EverythingMe tried solving the right problem. Launcher has so much potential
to be smarter, yet it wasn't (then). Also, the amount of data one can get
hands on must be monteziable somehow...think how valuable it is to be at the
homepage of a browser... A launcher is similar, only that it absolutely dwarfs
browser hompages in usage time.

I'm sure EverythingMe tried everything, but like Aviator (acquired by Yahoo!),
they found out that there's no competing with Google products.

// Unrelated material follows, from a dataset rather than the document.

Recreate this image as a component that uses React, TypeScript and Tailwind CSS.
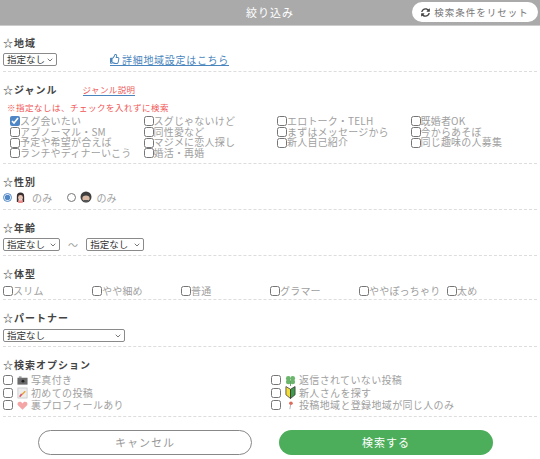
import { FaRegThumbsUp, FaSyncAlt } from "react-icons/fa";
import { ChevronDown } from "lucide-react";

const font = { fontFamily: '"Noto Sans CJK JP", "Liberation Sans", sans-serif' };

const genres = [
  "スグ会いたい", "スグじゃないけど", "エロトーク・TELH", "既婚者OK",
  "アブノーマル・SM", "同性愛など", "まずはメッセージから", "今からあそぼ",
  "予定や希望が合えば", "マジメに恋人探し", "新人自己紹介", "同じ趣味の人募集",
  "ランチやディナーいこう", "婚活・再婚",
];

const bodies = [
  { label: "スリム", w: "w-[89px]" },
  { label: "やや細め", w: "w-[89px]" },
  { label: "普通", w: "w-[89px]" },
  { label: "グラマー", w: "w-[89px]" },
  { label: "ややぽっちゃり", w: "w-[88px]" },
  { label: "太め", w: "w-[40px]" },
];

function Title({ children }: { children: React.ReactNode }) {
  return (
    <h2 className="h-[13px] text-[10px] leading-[13px] font-bold tracking-[1px] text-[#444]">
      <span className="font-normal">☆</span>
      {children}
    </h2>
  );
}

function Select({ className }: { className: string }) {
  return (
    <button className={`h-[13px] pl-[3px] pr-[2px] flex items-center justify-between whitespace-nowrap border border-[#8a8a8a] rounded-[2px] text-[9.500px] leading-[11px] tracking-normal text-[#333] bg-white ${className}`}>
      <span>指定なし</span>
      <ChevronDown className="w-[8px] h-[8px] shrink-0 text-[#333]" strokeWidth={2} />
    </button>
  );
}

function Check({ checked }: { checked?: boolean }) {
  return <input type="checkbox" defaultChecked={checked} className="w-[10px] h-[10px] m-0 shrink-0 accent-[#4f86c6]" />;
}

const Woman = () => (
  <svg viewBox="0 0 12 12" className="w-[11px] h-[11px] shrink-0">
    <path d="M2 11V4.500a4 4 0 0 1 8 0V11H8V6H4v5z" fill="#3a2f2f" />
    <circle cx="6" cy="6" r="2.600" fill="#e8c4b4" />
    <rect x="3.500" y="9" width="5" height="3" fill="#ee8c8c" />
  </svg>
);

const Man = () => (
  <svg viewBox="0 0 12 12" className="w-[12px] h-[12px] shrink-0">
    <circle cx="6" cy="6" r="5.500" fill="#3f3f3f" />
    <ellipse cx="6" cy="7.400" rx="3.600" ry="2.800" fill="#d9b8a4" />
    <path d="M3 9.500a3.500 3.500 0 0 0 6 0L8 9H4z" fill="#555" />
  </svg>
);

const Camera = () => (
  <svg viewBox="0 0 12 12" className="w-[11px] h-[11px]">
    <rect x="0.500" y="3" width="11" height="7.500" fill="#6a6a6a" />
    <rect x="2" y="1.500" width="3" height="2" fill="#999" />
    <circle cx="6.500" cy="6.700" r="1.600" fill="#222" />
  </svg>
);

const Note = () => (
  <svg viewBox="0 0 12 12" className="w-[11px] h-[12px]">
    <rect x="1" y="0.500" width="10" height="11" fill="#eee" stroke="#bbb" strokeWidth="0.700" />
    <path d="M3 10 9 4" stroke="#e8a33a" strokeWidth="1.600" />
    <path d="M3 10 5 7" stroke="#d4548a" strokeWidth="1.600" />
  </svg>
);

const Heart = () => (
  <svg viewBox="0 0 12 12" className="w-[11px] h-[11px]">
    <path d="M6 10.500 1 5.700C-.2 3.600 1.400 2 3 2c1.400 0 2.300.7 3 1.700C6.700 2.700 7.600 2 9 2c1.600 0 3.200 1.600 2 3.700z" fill="#f4a6a6" />
  </svg>
);

const Clover = () => (
  <svg viewBox="0 0 12 12" className="w-[11px] h-[11px]">
    <circle cx="3.600" cy="3.800" r="2.600" fill="#6cb56c" />
    <circle cx="8.400" cy="3.800" r="2.600" fill="#6cb56c" />
    <circle cx="3.600" cy="7.600" r="2.600" fill="#6cb56c" />
    <circle cx="8.400" cy="7.600" r="2.600" fill="#6cb56c" />
    <path d="M6 6v6" stroke="#5aa05a" strokeWidth="1" />
  </svg>
);

const Beginner = () => (
  <svg viewBox="0 0 12 14" className="w-[11px] h-[13px]">
    <path d="M6 3.500 1 .5v9L6 13.500z" fill="#f2dc3c" stroke="#333" strokeWidth="0.800" />
    <path d="M6 3.500l5-3v9l-5 4z" fill="#3f9b4a" stroke="#333" strokeWidth="0.800" />
  </svg>
);

const Pin = () => (
  <svg viewBox="0 0 12 12" className="w-[11px] h-[11px]">
    <circle cx="6.500" cy="3.500" r="2" fill="#e06a5a" />
    <path d="M6.200 5 5.300 10" stroke="#999" strokeWidth="0.800" />
  </svg>
);

const optionsLeft = [
  { icon: <Camera />, label: "写真付き" },
  { icon: <Note />, label: "初めての投稿" },
  { icon: <Heart />, label: "裏プロフィールあり" },
];

const optionsRight = [
  { icon: <Clover />, label: "返信されていない投稿" },
  { icon: <Beginner />, label: "新人さんを探す" },
  { icon: <Pin />, label: "投稿地域と登録地域が同じ人のみ" },
];

function Option({ icon, label }: { icon: React.ReactNode; label: string }) {
  return (
    <label className="flex items-center h-[12.500px] leading-[12.500px]">
      <Check />
      <span className="w-[18px] flex justify-center shrink-0">{icon}</span>
      <span>{label}</span>
    </label>
  );
}

export default function App() {
  return (
    <div style={font} className="w-[540px] h-[459px] overflow-hidden bg-white text-[10px] leading-[11px] tracking-[0.2px] text-[#a0a0a0]">
      <header className="relative h-[26px] bg-[#aaaaaa] border-b border-[#ccc] flex items-center justify-center text-white text-[11px] tracking-[1px]">
        絞り込み
        <button className="absolute right-[2px] top-[2px] w-[126px] h-[20px] bg-white rounded-full flex items-center justify-center gap-[4px] text-[9.500px] tracking-[1px] text-[#777]">
          <FaSyncAlt className="w-[9px] h-[9px] text-[#444]" />
          検索条件をリセット
        </button>
      </header>

      <section className="mx-[3px] h-[46px] pt-[10px] border-b border-dashed border-[#ddd]">
        <Title>地域</Title>
        <div className="flex items-center mt-[4px]">
          <Select className="w-[54px]" />
          <a className="ml-[53px] flex items-center gap-[2px] text-[10px] leading-[11px] tracking-[0.7px] text-[#4a86bd] border-b border-[#4a86bd]">
            <FaRegThumbsUp className="w-[10px] h-[10px]" />
            詳細地域設定はこちら
          </a>
        </div>
      </section>

      <section className="mx-[3px] h-[92px] pt-[11px] border-b border-dashed border-[#ddd]">
        <div className="flex items-center">
          <Title>ジャンル</Title>
          <a className="ml-[25px] text-[8.500px] leading-[11px] tracking-[0.4px] text-[#ee5a5a] border-b border-[#4a86bd]">ジャンル説明</a>
        </div>
        <p className="mt-[6px] ml-[4px] text-[8.500px] leading-[11px] tracking-[0.5px] text-[#f25555]">※指定なしは、チェックを入れずに検索</p>
        <div className="mt-[3px] ml-[7px] grid grid-cols-[133.500px_133.500px_133.500px_1fr]">
          {genres.map((g, i) => (
            <label key={g} className="flex items-center h-[10.700px] leading-[10.700px] whitespace-nowrap">
              <Check checked={i === 0} />
              <span>{g}</span>
            </label>
          ))}
        </div>
      </section>

      <section className="mx-[3px] h-[46px] pt-[11px] border-b border-dashed border-[#ddd]">
        <Title>性別</Title>
        <div className="flex items-center mt-[3px] h-[12px]">
          <input type="radio" name="sex" defaultChecked className="w-[9px] h-[9px] m-0 accent-[#4f86c6]" />
          <span className="ml-[3px]"><Woman /></span>
          <span className="ml-[6px]">のみ</span>
          <input type="radio" name="sex" className="ml-[15px] w-[9px] h-[9px] m-0" />
          <span className="ml-[4px]"><Man /></span>
          <span className="ml-[4px]">のみ</span>
        </div>
      </section>

      <section className="mx-[3px] h-[46px] pt-[11px] border-b border-dashed border-[#ddd]">
        <Title>年齢</Title>
        <div className="flex items-center mt-[4px]">
          <Select className="w-[57px]" />
          <span className="mx-[8px]">～</span>
          <Select className="w-[58px]" />
        </div>
      </section>

      <section className="mx-[3px] h-[44px] pt-[11px] border-b border-dashed border-[#ddd]">
        <Title>体型</Title>
        <div className="flex items-center mt-[5px]">
          {bodies.map((b) => (
            <label key={b.label} className={`flex items-center whitespace-nowrap ${b.w}`}>
              <Check />
              <span>{b.label}</span>
            </label>
          ))}
        </div>
      </section>

      <section className="mx-[3px] h-[47px] pt-[11px] border-b border-dashed border-[#ddd]">
        <Title>パートナー</Title>
        <Select className="w-[122px] mt-[5px]" />
      </section>

      <section className="mx-[3px] h-[70px] pt-[11px] border-b border-dashed border-[#ddd]">
        <Title>検索オプション</Title>
        <div className="mt-[3px] grid grid-cols-[268px_1fr] tracking-[0.35px]">
          <div>
            {optionsLeft.map((o) => <Option key={o.label} {...o} />)}
          </div>
          <div>
            {optionsRight.map((o) => <Option key={o.label} {...o} />)}
          </div>
        </div>
      </section>

      <div className="flex pl-[38px] gap-[27px] mt-[13px]">
        <button className="w-[214px] h-[25px] rounded-full border-[1.500px] border-[#888] bg-white text-[11px] tracking-[1px] text-[#999]">キャンセル</button>
        <button className="w-[214px] h-[25px] rounded-full bg-[#4cae5b] text-[11px] tracking-[1px] text-white">検索する</button>
      </div>
    </div>
  );
}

If Google has a competing app on Android, what choices have you got of beating
them? They control all the keys parts on the platform (rightly or wrongly),
they rule the web, they have got endless source of resources... It's a tough
world out there being an Android developer. Even Facebook, with all its might,
couldn't make much of its Launcher, 'Home.'

Google Now is great and all. And with custom APIs for contextual cards, in-app
searching and so on, Google is making it more difficult for the competition.
It's web-search type dominance all over again, but on a much much bigger
scale.

------
joshmn
Looking at the picture they put on the post... Can someone please explain why
a launcher needs so many employees?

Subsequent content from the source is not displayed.